The photorealistic element is also kind of heroic because you put it against time and the lack of income during production. If it’s more loose — your gesture on the canvas — it gives you a little more leeway in terms of just life.
“I tend to hold everything up to art history, but I think that’s definitely a way to look at it. And this New York that we live in is a different place than the New York that Jackson Pollock and William de Kooning lived in. Making a gestural abstract painting back then might have been a faster application but it was a faster application for years of exile. You could make a hundred paintings in one day and you could have a studio full of finished work, and there was this fear that no one would ever buy it. Or this understanding that probably no one would ever buy it.”
I understand the relevance though of turning it sideways, going photorealistic, and having it be a negation of the technique.
“Well it’s necessary. The only reason I chose to do the ships and to spend seven months painting them was because of that sideways orientation. To me that was the kicker. At first I thought I’d do them upside down, but that felt too much like anarchy. You know, like turning a flag upside down or something. I didn’t want that. It felt too anti everything. I wanted it to be more of a question mark. Or something slightly off.”
You were pretty much going all day, right?
“All day. That’s full time, eight to twelve hours a day. Then at the end it was like nineteen, twenty hours.”
Sleeping here?
“Yeah. I would sleep for four hours and then paint, sleep for four hours and then paint… It was touch and go for awhile. The ships went a lot slower than I expected. I thought maybe three weeks per one. It ended up being five. And the big one took eight, which was unexpected. Also, the smaller ones took the same amount of time as the medium-sized ones, which seems weird, but it had to do with the resolution of the image. You’re doing smaller brush strokes but the same amount of detail. The surface area is so deceiving.”
Did you finish a day before the opening or something?
“Yeah. It was that camouflage painting. None of the ship existed, basically. I mean some of the masts were painted-in but not the actual body of the ship. So I came in on Monday morning and painted all the way up ’til Sunday night, went home, went to bed, got up Monday morning, packaged it all, and installed it.”
Was it still drying?
“Yeah, it was wet when it was on the wall.”
How did you meet Natalie?
“Well, Natalie works with emerging artists. I met her about a year-and-a-half ago. I was working for Rudi at the time and I had a studio in Harlem that was really small, like one-quarter the size of this. She came by and loved the work and wanted to do something with me. So we did a show at her house. I remember thinking New York feels like a wasteland for emerging artists. Like, how do you even do it? You can’t do it by yourself. You can’t just break through. It’s either secondary market or major blue chip. Or mid-career. But then how do you emerge? It feels almost impossible. People have to believe in you and they have to basically have a part of their whole lives structured for that, to help you. I remember thinking I just need someone to do that. Then I met Natalie. She really helped me at a very crucial moment.”
And you have to go out there to find them.
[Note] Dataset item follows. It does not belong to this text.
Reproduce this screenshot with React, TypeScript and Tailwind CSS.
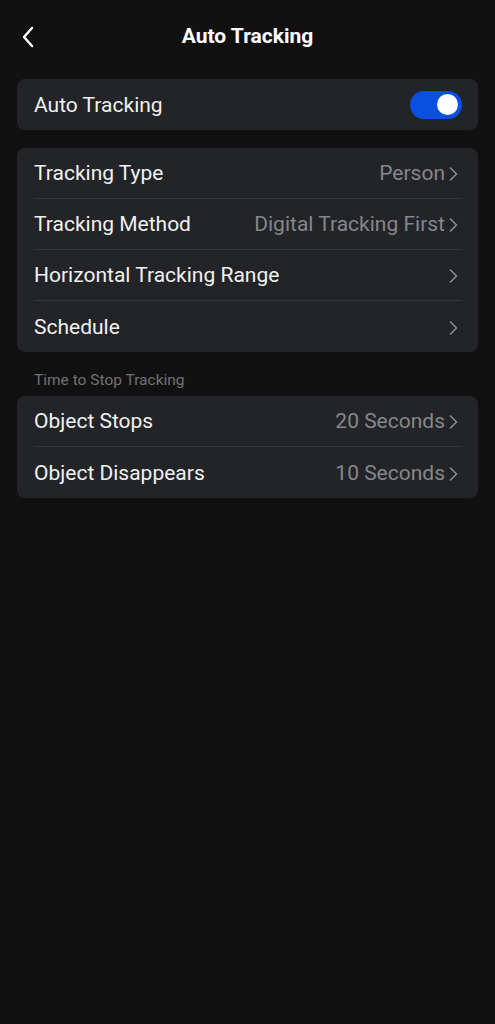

They aren’t going to come to your door.
“Right. Well, for me a part of it was just being willing to rent a studio and have a functioning studio practice — just enough to get studio visits. That was me meeting her there, you know. So when Natalie met me, there was at least something to look at.”
How about being a father?
“Yeah, it’s crazy. I mean, I remember when my son was born and I thought, ‘Oh shit, now I can’t be an artist anymore. Because I’m a dad.’ I thought for some reason it just wasn’t possible to do both. But that feeling lasted for maybe a day, and then I was like, ‘What was I thinking? I’ll just be an artist and a dad. And that will be what it is. That’s my job. He will just grow up with a father who is a painter.’ That’s kind of how it has been ever since. I’ve never apologized for it or felt like I needed to. But you do feel weird at first. Because I wasn’t living in New York. I was living in the Midwest and no one’s an artist and no one even really understands. They were like, ‘What do you do? Well, I work in the studio. ‘What do you do in your studio.’ Well, I make paintings. ‘For who?’ I don’t know, whoever buys them. ‘But who buys paintings?’ That’s how the culture is in a lot of the more rural places. The big jump for us back then was to come to New York. And the parallel jump to that was me leaving Rudolf Stingel’s studio and hoping that this becomes a viable thing.” By “this” he means living as an independent painter with a wife and two kids to support. Then Helvie concludes his thought, “Which, we’ll see… Just to have this work right here, it feels like success.”